What needs to be done → Exactly as written, quote every line that follows, skipping the images.

Information provided →
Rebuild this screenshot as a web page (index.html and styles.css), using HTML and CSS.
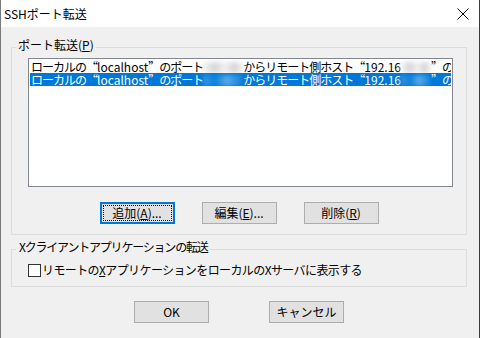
FILE: index.html
```html
<!DOCTYPE html>
<html lang="ja">
<head>
<meta charset="utf-8">
<link rel="stylesheet" href="styles.css">
</head>
<body>
<div class="window">
  <div class="titlebar">
    <span class="title">SSHポート転送</span>
    <svg class="close" width="12" height="12" viewBox="0 0 12 12"><path d="M0.5 0.5 L11.5 11.5 M11.5 0.5 L0.5 11.5" stroke="#000" stroke-width="1" fill="none"/></svg>
  </div>
  <div class="client">
    <div class="group group-ports">
      <div class="group-label">ポート転送(<u>P</u>)</div>
      <div class="listbox">
        <div class="row">ローカルの<span class="q">“</span><span class="lat">localhost</span><span class="q">”</span>のポート<span class="blur b1"></span>からリモート側ホスト<span class="q">“</span><span class="lat">192.16</span><span class="blur b2"></span><span class="q">”</span>のホスト</div>
        <div class="row selected">ローカルの<span class="q">“</span><span class="lat">localhost</span><span class="q">”</span>のポート<span class="blur b1"></span>からリモート側ホスト<span class="q">“</span><span class="lat">192.16</span><span class="blur b2"></span><span class="q">”</span>のホスト</div>
      </div>
      <div class="button-row">
        <div class="button default"><span class="focus">追加(<u>A</u>)...</span></div>
        <div class="button"><span>編集(<u>E</u>)...</span></div>
        <div class="button"><span>削除(<u>R</u>)</span></div>
      </div>
    </div>
    <div class="group group-x">
      <div class="group-label narrow">Xクライアントアプリケーションの転送</div>
      <div class="check-row">
        <span class="checkbox"></span>
        <span class="check-text">リモートの<u>X</u>アプリケーションをローカルのXサーバに表示する</span>
      </div>
    </div>
    <div class="button-row bottom">
      <div class="button"><span>OK</span></div>
      <div class="button"><span>キャンセル</span></div>
    </div>
  </div>
</div>
</body>
</html>
```
FILE: styles.css
```css
* { box-sizing: border-box; }
html, body { margin: 0; padding: 0; }
body {
  width: 480px;
  height: 338px;
  overflow: hidden;
  font-family: "Noto Sans CJK JP", "Liberation Sans", sans-serif;
  font-size: 12px;
  color: #000;
}
u { text-decoration: underline; text-underline-offset: 1px; }

.window {
  width: 480px;
  height: 338px;
  background: #f0f0f0;
  border-left: 1px solid #7a7a7a;
  border-right: 1px solid #3a3a3a;
  display: flex;
  flex-direction: column;
}
.titlebar {
  height: 27px;
  background: #fff;
  display: flex;
  align-items: center;
  justify-content: space-between;
  padding: 0 10px 0 3px;
}
.title { font-size: 12px; line-height: 14px; }
.close { display: block; margin-top: 1px; }

.client {
  padding: 0 12px 0 10px;
}
.group {
  border: 1px solid #dcdcdc;
}
.group-ports { margin-top: 20px; }
.group-x { margin-top: 14px; }
.group-label {
  width: fit-content;
  margin: -10px 0 0 4px;
  padding: 0 2px;
  background: #f0f0f0;
  line-height: 13px;
  height: 13px;
  white-space: nowrap;
}
.group-label.narrow { letter-spacing: -1.2px; padding-left: 3px; }

.listbox {
  margin: 7px 0 0 16px;
  width: 425px;
  height: 129px;
  background: #fff;
  border: 1px solid #828790;
  padding: 1px;
  overflow: hidden;
}
.row {
  height: 13px;
  line-height: 13px;
  padding-left: 1px;
  white-space: nowrap;
  overflow: hidden;
  letter-spacing: -1px;
}
.row .lat { letter-spacing: 0; }
.row .q { font-feature-settings: "fwid"; }
.row.selected { background: #0078d7; color: #fff; }
.blur {
  display: inline-block;
  height: 11px;
  vertical-align: -1px;
  filter: blur(2px);
  background: linear-gradient(90deg, #f4f4f4, #d6d6d6 30%, #f2f2f2 55%, #d4d4d4 80%, #f6f6f6);
}
.b1 { width: 40px; }
.b2 { width: 30px; }
.selected .blur {
  background: linear-gradient(90deg, #3a98e4, #0b7fd9 30%, #5aaaea 60%, #0e80d9);
}

.button-row {
  display: flex;
  justify-content: center;
  gap: 27px;
  margin-top: 15px;
  padding-bottom: 10px;
}
.button {
  width: 75px;
  height: 22px;
  background: #e1e1e1;
  border: 1px solid #adadad;
  display: flex;
  align-items: center;
  justify-content: center;
  line-height: 14px;
}
.button.default {
  border: 2px solid #0078d7;
  padding: 1px;
}
.button .focus {
  flex: 1;
  align-self: stretch;
  display: flex;
  align-items: center;
  justify-content: center;
  border: 1px dotted #000;
}

.check-row {
  display: flex;
  align-items: center;
  margin: 10px 0 0 16px;
  padding-bottom: 9px;
}
.checkbox {
  width: 13px;
  height: 13px;
  border: 1px solid #333;
  background: #fff;
  margin-right: 1px;
}
.check-text { line-height: 14px; white-space: nowrap; letter-spacing: -0.6px; }

.button-row.bottom {
  gap: 60px;
  margin-top: 14px;
  padding-bottom: 0;
}
```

Output for this exercise →
Rebuild this screenshot as a web page (index.html and styles.css), using HTML and CSS.
FILE: index.html
```html
<!DOCTYPE html>
<html lang="ja">
<head>
<meta charset="utf-8">
<link rel="stylesheet" href="styles.css">
</head>
<body>
<div class="window">
  <div class="titlebar">
    <span class="title">SSHポート転送</span>
    <svg class="close" width="12" height="12" viewBox="0 0 12 12"><path d="M0.5 0.5 L11.5 11.5 M11.5 0.5 L0.5 11.5" stroke="#000" stroke-width="1" fill="none"/></svg>
  </div>
  <div class="client">
    <div class="group group-ports">
      <div class="group-label">ポート転送(<u>P</u>)</div>
      <div class="listbox">
        <div class="row">ローカルの<span class="q">“</span><span class="lat">localhost</span><span class="q">”</span>のポート<span class="blur b1"></span>からリモート側ホスト<span class="q">“</span><span class="lat">192.16</span><span class="blur b2"></span><span class="q">”</span>のホスト</div>
        <div class="row selected">ローカルの<span class="q">“</span><span class="lat">localhost</span><span class="q">”</span>のポート<span class="blur b1"></span>からリモート側ホスト<span class="q">“</span><span class="lat">192.16</span><span class="blur b2"></span><span class="q">”</span>のホスト</div>
      </div>
      <div class="button-row">
        <div class="button default"><span class="focus">追加(<u>A</u>)...</span></div>
        <div class="button"><span>編集(<u>E</u>)...</span></div>
        <div class="button"><span>削除(<u>R</u>)</span></div>
      </div>
    </div>
    <div class="group group-x">
      <div class="group-label narrow">Xクライアントアプリケーションの転送</div>
      <div class="check-row">
        <span class="checkbox"></span>
        <span class="check-text">リモートの<u>X</u>アプリケーションをローカルのXサーバに表示する</span>
      </div>
    </div>
    <div class="button-row bottom">
      <div class="button"><span>OK</span></div>
      <div class="button"><span>キャンセル</span></div>
    </div>
  </div>
</div>
</body>
</html>
```
FILE: styles.css
```css
* { box-sizing: border-box; }
html, body { margin: 0; padding: 0; }
body {
  width: 480px;
  height: 338px;
  overflow: hidden;
  font-family: "Noto Sans CJK JP", "Liberation Sans", sans-serif;
  font-size: 12px;
  color: #000;
}
u { text-decoration: underline; text-underline-offset: 1px; }

.window {
  width: 480px;
  height: 338px;
  background: #f0f0f0;
  border-left: 1px solid #7a7a7a;
  border-right: 1px solid #3a3a3a;
  display: flex;
  flex-direction: column;
}
.titlebar {
  height: 27px;
  background: #fff;
  display: flex;
  align-items: center;
  justify-content: space-between;
  padding: 0 10px 0 3px;
}
.title { font-size: 12px; line-height: 14px; }
.close { display: block; margin-top: 1px; }

.client {
  padding: 0 12px 0 10px;
}
.group {
  border: 1px solid #dcdcdc;
}
.group-ports { margin-top: 20px; }
.group-x { margin-top: 14px; }
.group-label {
  width: fit-content;
  margin: -10px 0 0 4px;
  padding: 0 2px;
  background: #f0f0f0;
  line-height: 13px;
  height: 13px;
  white-space: nowrap;
}
.group-label.narrow { letter-spacing: -1.2px; padding-left: 3px; }

.listbox {
  margin: 7px 0 0 16px;
  width: 425px;
  height: 129px;
  background: #fff;
  border: 1px solid #828790;
  padding: 1px;
  overflow: hidden;
}
.row {
  height: 13px;
  line-height: 13px;
  padding-left: 1px;
  white-space: nowrap;
  overflow: hidden;
  letter-spacing: -1px;
}
.row .lat { letter-spacing: 0; }
.row .q { font-feature-settings: "fwid"; }
.row.selected { background: #0078d7; color: #fff; }
.blur {
  display: inline-block;
  height: 11px;
  vertical-align: -1px;
  filter: blur(2px);
  background: linear-gradient(90deg, #f4f4f4, #d6d6d6 30%, #f2f2f2 55%, #d4d4d4 80%, #f6f6f6);
}
.b1 { width: 40px; }
.b2 { width: 30px; }
.selected .blur {
  background: linear-gradient(90deg, #3a98e4, #0b7fd9 30%, #5aaaea 60%, #0e80d9);
}

.button-row {
  display: flex;
  justify-content: center;
  gap: 27px;
  margin-top: 15px;
  padding-bottom: 10px;
}
.button {
  width: 75px;
  height: 22px;
  background: #e1e1e1;
  border: 1px solid #adadad;
  display: flex;
  align-items: center;
  justify-content: center;
  line-height: 14px;
}
.button.default {
  border: 2px solid #0078d7;
  padding: 1px;
}
.button .focus {
  flex: 1;
  align-self: stretch;
  display: flex;
  align-items: center;
  justify-content: center;
  border: 1px dotted #000;
}

.check-row {
  display: flex;
  align-items: center;
  margin: 10px 0 0 16px;
  padding-bottom: 9px;
}
.checkbox {
  width: 13px;
  height: 13px;
  border: 1px solid #333;
  background: #fff;
  margin-right: 1px;
}
.check-text { line-height: 14px; white-space: nowrap; letter-spacing: -0.6px; }

.button-row.bottom {
  gap: 60px;
  margin-top: 14px;
  padding-bottom: 0;
}
```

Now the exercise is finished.